You can’t use profanities, which is not surprising as it is still a corporate environment. However, the list extends to other categories of words, some of which raise an eyebrow. For instance, you can’t send “unfair,” “slave,” “master,” “fairness,” “pay raise,” “ethics,” “diversity,” etc. Apparently, Amazon also frowns at phrases like “this is dumb” and “this is concerning.

It would seem Amazon is attempting to ban the discussion of some hot topics among its staff. The matter of unions, for example, is a touchy area between staff and management as there have been votes at different Amazon facilities on whether to unionize or not. In fact, workers at a Staten Island warehouse in New York have voted to form the first Amazon workers’ union, while a similar vote in Bessemer, Alabama, would be decided in court because the results were too close. The vote in Alabama was the second attempt after the National Labor Relations Board alleged Amazon broke laws during the first attempt. Another Staten Island warehouse is currently voting.

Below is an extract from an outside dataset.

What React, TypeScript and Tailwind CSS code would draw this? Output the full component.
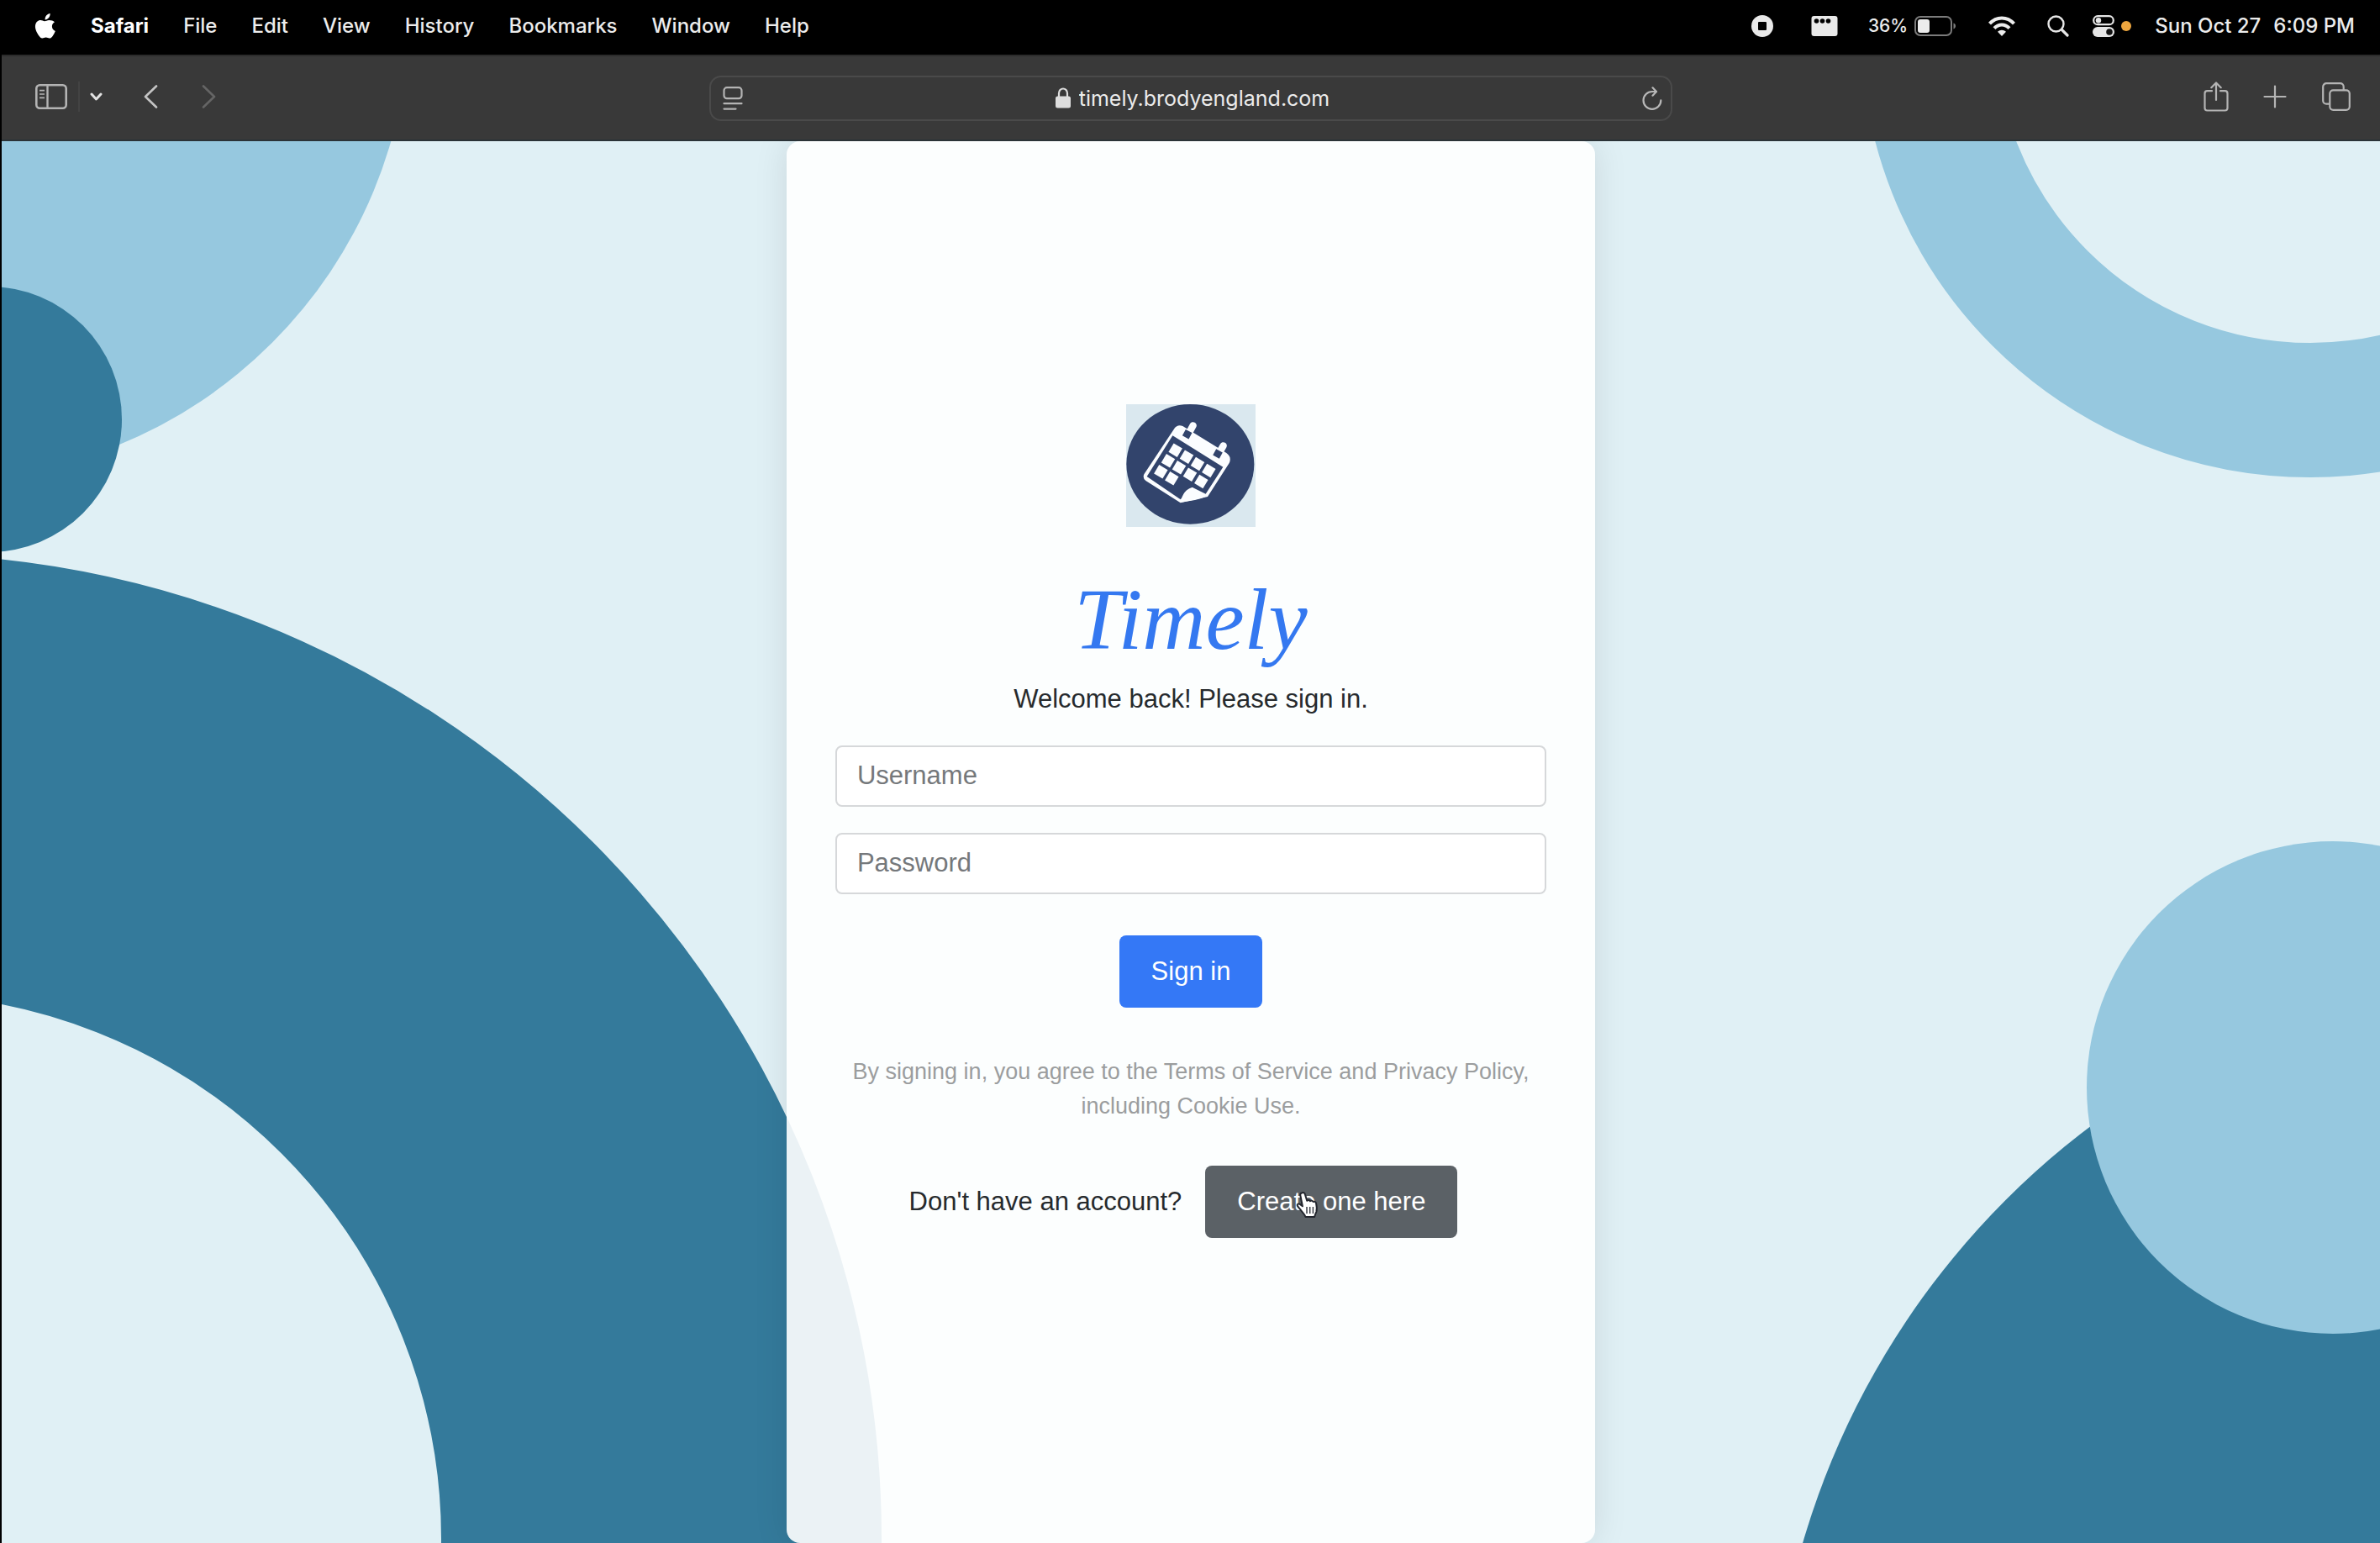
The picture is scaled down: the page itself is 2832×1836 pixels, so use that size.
import React from "react";

const menuItems = ["File", "Edit", "View", "History", "Bookmarks", "Window", "Help"];

const logoCells = [
  [480, 284],
  [520, 308],
  [559, 333],
  [599, 357],
  [454, 322],
  [493, 346],
  [532, 371],
  [572, 396],
  [428, 361],
  [467, 385],
];

function AppleIcon() {
  return (
    <svg className="h-[30px] w-[26px]" viewBox="0 0 26 30" fill="#fff" aria-hidden="true">
      <path d="M18.6 0c.2 2.1-.6 4-1.7 5.300C15.800 6.600 14.200 7.500 12.600 7.400c-.2-2 .7-3.900 1.700-5.100C15.400 1 17.200.1 18.600 0z" />
      <path d="M24 10.300c-2 1.200-3.100 3-3.100 5.100 0 2.500 1.500 4.600 3.900 5.500-.7 2.100-1.800 4.200-3.200 6-1 1.300-2.100 2.600-3.700 2.600-1.700 0-2.200-1-4.300-1-2 0-2.700 1-4.300 1s-2.700-1.200-3.800-2.700C3.200 23.500.4 18.600 1 14.300c.5-3.900 3.200-6.300 6.200-6.300 1.900 0 3.400 1.200 4.900 1.200 1.300 0 3.100-1.300 5.300-1.300 2.700 0 5 .8 6.600 2.400z" />
    </svg>
  );
}

function RecordIcon() {
  return (
    <svg className="size-[26px]" viewBox="0 0 26 26" aria-hidden="true">
      <circle cx="13" cy="13" r="13" fill="#e9e9e9" />
      <rect x="8" y="8" width="10" height="10" rx="1" fill="#000" />
    </svg>
  );
}

function ClipIcon() {
  return (
    <svg className="h-[24px] w-[32px]" viewBox="0 0 32 24" aria-hidden="true">
      <rect x="0.500" width="31" height="24" rx="3" fill="#e9e9e9" />
      <circle cx="6.500" cy="6" r="2.800" fill="#000" />
      <circle cx="13.500" cy="6" r="2.800" fill="#000" />
      <circle cx="20.500" cy="6" r="2.800" fill="#000" />
    </svg>
  );
}

function BatteryIcon() {
  return (
    <svg className="h-[24px] w-[50px]" viewBox="0 0 50 24" aria-hidden="true">
      <rect x="1" y="1" width="43" height="22" rx="6" fill="none" stroke="#7b7b7b" strokeWidth="2" />
      <rect x="4" y="4" width="14" height="16" rx="3" fill="#ececec" />
      <path d="M46.500 8.500c1.600.6 2.500 1.900 2.500 3.500s-.9 2.900-2.500 3.500z" fill="#7b7b7b" />
    </svg>
  );
}

function WifiIcon() {
  return (
    <svg className="h-[24px] w-[32px]" viewBox="0 0 32 24" fill="none" stroke="#ececec" strokeWidth="4" aria-hidden="true">
      <path d="M1.500 9.200C9.500 .2 22.500 .2 30.500 9.200" />
      <path d="M7 14.700c5-5.600 13-5.600 18 0" />
      <path d="M16 24l-5-5.200c2.800-2.700 7.200-2.700 10 0z" fill="#ececec" stroke="none" />
    </svg>
  );
}

function SearchIcon() {
  return (
    <svg className="size-[26px]" viewBox="0 0 26 26" fill="none" stroke="#e6e6e6" strokeLinecap="round" aria-hidden="true">
      <circle cx="10.500" cy="10.500" r="9" strokeWidth="2.400" />
      <path d="M17.500 17.500l6.500 6.500" strokeWidth="3.200" />
    </svg>
  );
}

function ControlIcon() {
  return (
    <svg className="size-[26px]" viewBox="0 0 26 26" aria-hidden="true">
      <rect x="1.200" y="1.200" width="23.600" height="10" rx="5" fill="none" stroke="#e6e6e6" strokeWidth="2.200" />
      <circle cx="7" cy="6.200" r="3.200" fill="#e6e6e6" />
      <rect x="0" y="14" width="26" height="12" rx="6" fill="#e6e6e6" />
      <circle cx="20" cy="20" r="3.800" fill="#111" />
    </svg>
  );
}

function SidebarIcon() {
  return (
    <svg className="h-[30px] w-[38px]" viewBox="0 0 38 30" fill="none" stroke="#b4b4b4" aria-hidden="true">
      <rect x="1.300" y="1.300" width="35.400" height="27.400" rx="4" strokeWidth="2.600" />
      <path d="M14.500 1.300v27.400" strokeWidth="2.400" />
      <path d="M5 7.700h6M5 12h6M5 16.300h6" strokeWidth="1.700" />
    </svg>
  );
}

function ReaderIcon() {
  return (
    <svg className="h-[28px] w-[24px]" viewBox="0 0 24 28" fill="none" stroke="#b4b4b4" strokeWidth="2.200" strokeLinecap="round" aria-hidden="true">
      <rect x="1.500" y="1.200" width="21" height="13" rx="3.500" />
      <path d="M1.500 20.200h21M1.500 26.600h14" />
    </svg>
  );
}

function LockIcon() {
  return (
    <svg className="h-[25px] w-[18px]" viewBox="0 0 18 25" aria-hidden="true">
      <rect x="0" y="10.500" width="18" height="14" rx="2.500" fill="#dedede" />
      <path d="M4 11.500V7a5 5.500 0 0110 0v4.500" fill="none" stroke="#dedede" strokeWidth="2.200" />
    </svg>
  );
}

function ReloadIcon() {
  return (
    <svg className="h-[28px] w-[24px]" viewBox="0 0 24 28" fill="none" stroke="#b8b8b8" strokeWidth="2.200" strokeLinecap="round" strokeLinejoin="round" aria-hidden="true">
      <path d="M22.300 16.400A10.400 10.400 0 1112 6h4.500" />
      <path d="M12.500 1.300L17 6l-4.500 4.700" />
    </svg>
  );
}

function ShareIcon() {
  return (
    <svg className="h-[36px] w-[30px]" viewBox="0 0 30 36" fill="none" stroke="#b4b4b4" strokeWidth="2.200" strokeLinecap="round" strokeLinejoin="round" aria-hidden="true">
      <path d="M10 11.200H4.500a3 3 0 00-3 3V31.500a3 3 0 003 3h21a3 3 0 003-3V14.200a3 3 0 00-3-3H20" />
      <path d="M15 22V1.800M9.300 7.200L15 1.500l5.700 5.700" />
    </svg>
  );
}

function PlusIcon() {
  return (
    <svg className="size-[28px]" viewBox="0 0 28 28" fill="none" stroke="#b4b4b4" strokeWidth="2.200" strokeLinecap="round" aria-hidden="true">
      <path d="M14 1.500v25M1.500 14h25" />
    </svg>
  );
}

function TabsIcon() {
  return (
    <svg className="h-[34px] w-[34px]" viewBox="0 0 34 34" fill="none" stroke="#b4b4b4" strokeWidth="2.200" aria-hidden="true">
      <rect x="9.300" y="9.300" width="23.500" height="23.500" rx="4" />
      <path d="M9.300 25.700H5.200a4 4 0 01-4-4V5.200a4 4 0 014-4h16.500a4 4 0 014 4v4.100" />
    </svg>
  );
}

function HandCursor() {
  return (
    <svg
      className="pointer-events-none absolute top-[36%] left-[36%] h-[34px] w-[28px]"
      viewBox="0 0 28 34"
      aria-hidden="true"
    >
      <path
        d="M7 2.500c2-1 3.500 0 4 2l2.200 7.300c1-1.300 3-1.200 3.800.4 1.200-1 3-.7 3.600.8 1.300-.8 3 0 3.400 1.600.8 3.400 1.300 6.900.4 10.200-.6 2-1.900 3.400-2.200 6.200H11.500c-.7-2.800-3.300-5-5.200-7.500-1.600-2.200-3.400-3.700-4.600-6-.5-1.700 1.400-2.700 3.200-1.600l3 2.400L5.300 5.300C5 4 5.700 2.900 7 2.500z"
        fill="#fff"
        stroke="#23262e"
        strokeWidth="2"
        strokeLinejoin="round"
      />
      <path d="M13 19v8M16.700 19v8M20.400 19v8" stroke="#3c4048" strokeWidth="1.500" />
    </svg>
  );
}

function TimelyLogo() {
  return (
    <svg className="h-[146px] w-[154px]" viewBox="304 120 462 438" role="img" aria-label="Timely logo">
      <rect x="304" y="120" width="462" height="438" fill="#dae8ef" />
      <ellipse cx="533" cy="334" rx="228" ry="214" fill="#32446c" />
      <path
        d="M474 210Q486 190 506 198L662 294Q682 308 672 330L595 450L498 472L374 393Q362 384 368 370Z"
        fill="#fbfdff"
      />
      <path d="M470 232L650 344L588 440L541 417Q520 424 513 444L498 460L378 378Z" fill="#32446c" />
      <path d="M498 470Q508 424 541 417Q556 436 592 448Q560 464 498 470Z" fill="#fbfdff" />
      {logoCells.map(([x, y]) => (
        <rect
          key={`${x}-${y}`}
          x={x - 18}
          y={y - 18}
          width="36"
          height="36"
          fill="#fbfdff"
          transform={`rotate(31 ${x} ${y})`}
        />
      ))}
      <path d="M543 196L532 216M651 268L640 287" stroke="#fbfdff" strokeWidth="25" strokeLinecap="round" />
      <path d="M528 216L516 238M637 286L625 308" stroke="#32446c" strokeWidth="26" />
    </svg>
  );
}

function Backdrop() {
  return (
    <svg
      className="absolute inset-0 h-full w-full"
      viewBox="2 168 2830 1668"
      preserveAspectRatio="xMidYMid slice"
      aria-hidden="true"
    >
      <circle cx="-70" cy="14" r="557" fill="#96c8df" />
      <circle cx="-13" cy="499" r="158" fill="#347a9b" />
      <circle cx="-123" cy="1831" r="910" fill="none" stroke="#347a9b" strokeWidth="524" />
      <circle cx="2749" cy="33" r="455" fill="none" stroke="#96c8df" strokeWidth="160" />
      <circle cx="3062" cy="2103" r="955" fill="#347a9b" />
      <circle cx="2776" cy="1294" r="293" fill="#96c8df" />
    </svg>
  );
}

function MenuBar() {
  return (
    <header className="flex h-[65px] items-center justify-between bg-black pr-[30px] pl-[41px] text-[24px] leading-none font-medium text-[#ececec]">
      <nav className="flex items-center gap-[41px] pb-1" aria-label="Menu bar">
        <button type="button" aria-label="Apple menu">
          <AppleIcon />
        </button>
        <button type="button" className="font-bold text-white">
          Safari
        </button>
        {menuItems.map((item) => (
          <button key={item} type="button">
            {item}
          </button>
        ))}
      </nav>
      <div className="flex items-center pb-1">
        <button type="button" aria-label="Stop recording" className="mr-[45px]">
          <RecordIcon />
        </button>
        <button type="button" aria-label="Screen clip" className="mr-9">
          <ClipIcon />
        </button>
        <span className="mr-2 text-[21px]">36%</span>
        <span className="mr-[38px]">
          <BatteryIcon />
        </span>
        <button type="button" aria-label="Wi-Fi" className="mr-[38px]">
          <WifiIcon />
        </button>
        <button type="button" aria-label="Search" className="mr-7">
          <SearchIcon />
        </button>
        <button type="button" aria-label="Control Center" className="mr-2">
          <ControlIcon />
        </button>
        <span className="mr-7 size-3 rounded-full bg-[#eda63f]" />
        <time className="flex gap-[15px]">
          <span>Sun Oct 27</span>
          <span>6:09 PM</span>
        </time>
      </div>
    </header>
  );
}

function Toolbar() {
  return (
    <div className="grid h-[103px] grid-cols-[1fr_40.5%_1fr] items-center border-t-2 border-b-2 border-t-[#2c2c2c] border-b-[#2b3337] bg-[#393939]">
      <div className="flex items-center pb-1 pl-10">
        <button type="button" aria-label="Sidebar">
          <SidebarIcon />
        </button>
        <span className="mr-3 ml-[13px] h-9 w-[2px] bg-[#434343]" />
        <button type="button" aria-label="Tab groups" className="mr-[49px]">
          <svg className="h-[10px] w-[15px]" viewBox="0 0 15 10" fill="none" stroke="#e2e2e2" strokeWidth="3" strokeLinecap="round" strokeLinejoin="round" aria-hidden="true">
            <path d="M2 2l5.500 6L13 2" />
          </svg>
        </button>
        <button type="button" aria-label="Back" className="mr-[52px]">
          <svg className="h-[28px] w-[17px]" viewBox="0 0 17 28" fill="none" stroke="#c4c4c4" strokeWidth="2.600" strokeLinecap="round" strokeLinejoin="round" aria-hidden="true">
            <path d="M15 1.500L2 14l13 12.500" />
          </svg>
        </button>
        <button type="button" aria-label="Forward">
          <svg className="h-[28px] w-[17px]" viewBox="0 0 17 28" fill="none" stroke="#656565" strokeWidth="2.600" strokeLinecap="round" strokeLinejoin="round" aria-hidden="true">
            <path d="M2 1.500L15 14 2 26.500" />
          </svg>
        </button>
      </div>
      <div className="flex h-[54px] items-center rounded-[14px] border-2 border-[#4a4a4a] pr-[10px] pl-[14px]">
        <button type="button" aria-label="Page menu">
          <ReaderIcon />
        </button>
        <div className="flex flex-1 items-center justify-center gap-[10px]">
          <LockIcon />
          <input
            type="text"
            aria-label="Address"
            defaultValue="timely.brodyengland.com"
            className="field-sizing-content bg-transparent text-[25px] leading-8 text-[#ececec] outline-none"
          />
        </div>
        <button type="button" aria-label="Reload">
          <ReloadIcon />
        </button>
      </div>
      <div className="flex items-center justify-end pr-[35px] pb-1">
        <button type="button" aria-label="Share" className="mr-[41px]">
          <ShareIcon />
        </button>
        <button type="button" aria-label="New tab" className="mr-[42px]">
          <PlusIcon />
        </button>
        <button type="button" aria-label="Tab overview">
          <TabsIcon />
        </button>
      </div>
    </div>
  );
}

function SignInCard() {
  return (
    <form
      className="relative flex w-[34%] flex-col items-center justify-center rounded-[16px] bg-white/90 px-[58px] pb-[51px] text-[31px] leading-[46px] text-[#262a2d] shadow-[0_0_40px_rgba(0,0,0,0.1)]"
      onSubmit={(event: React.FormEvent) => event.preventDefault()}
    >
      <TimelyLogo />
      <h1 className="mt-[50px] mb-3 font-['Apple_Chancery','Liberation_Serif',serif] text-[104px] leading-[120px] text-[#3478f0] italic">
        Timely
      </h1>
      <p className="mb-8">Welcome back! Please sign in.</p>
      <input
        type="text"
        aria-label="Username"
        placeholder="Username"
        className="mb-[31px] h-[73px] w-full rounded-[8px] border-2 border-[#d6d8da] bg-white px-6 outline-none placeholder:text-[#75787b]"
      />
      <input
        type="password"
        aria-label="Password"
        placeholder="Password"
        className="mb-[49px] h-[73px] w-full rounded-[8px] border-2 border-[#d6d8da] bg-white px-6 outline-none placeholder:text-[#75787b]"
      />
      <button type="submit" className="mb-14 rounded-[8px] bg-[#3478f6] px-[38px] py-5 text-white">
        Sign in
      </button>
      <p className="mb-[50px] text-center text-[27px] leading-[41px] text-[#9b9d9e]">
        By signing in, you agree to the Terms of Service and Privacy Policy, including Cookie Use.
      </p>
      <div className="flex items-center pr-[18px] whitespace-nowrap">
        <span className="mr-7">Don't have an account?</span>
        <button type="button" className="relative rounded-[8px] bg-[#5b6166] px-[38px] py-5 text-white">
          Create one here
          <HandCursor />
        </button>
      </div>
    </form>
  );
}

export default function App() {
  return (
    <div className="flex min-h-screen flex-col bg-black font-['Inter',sans-serif]">
      <MenuBar />
      <div className="flex flex-1 flex-col border-l-2 border-black">
        <Toolbar />
        <main className="relative flex flex-1 justify-center overflow-hidden bg-[#e0f0f5] font-['Liberation_Sans',Arial,sans-serif]">
          <Backdrop />
          <SignInCard />
        </main>
      </div>
    </div>
  );
}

Preventing staff from chatting about it looks suspect and like an effect to control the narrative.

Meanwhile, Barbara Agrait, spokesperson for Amazon, told The Verge, “Our teams are always thinking about new ways to help employees engage with each other. This particular program has not been approved yet and may change significantly or even never launch at all. If it does launch at some point down the road, there are no plans for many of the words you’re calling out to be screened. The only kinds of words that may be screened are ones that are offensive or harassing, which is intended to protect our team.”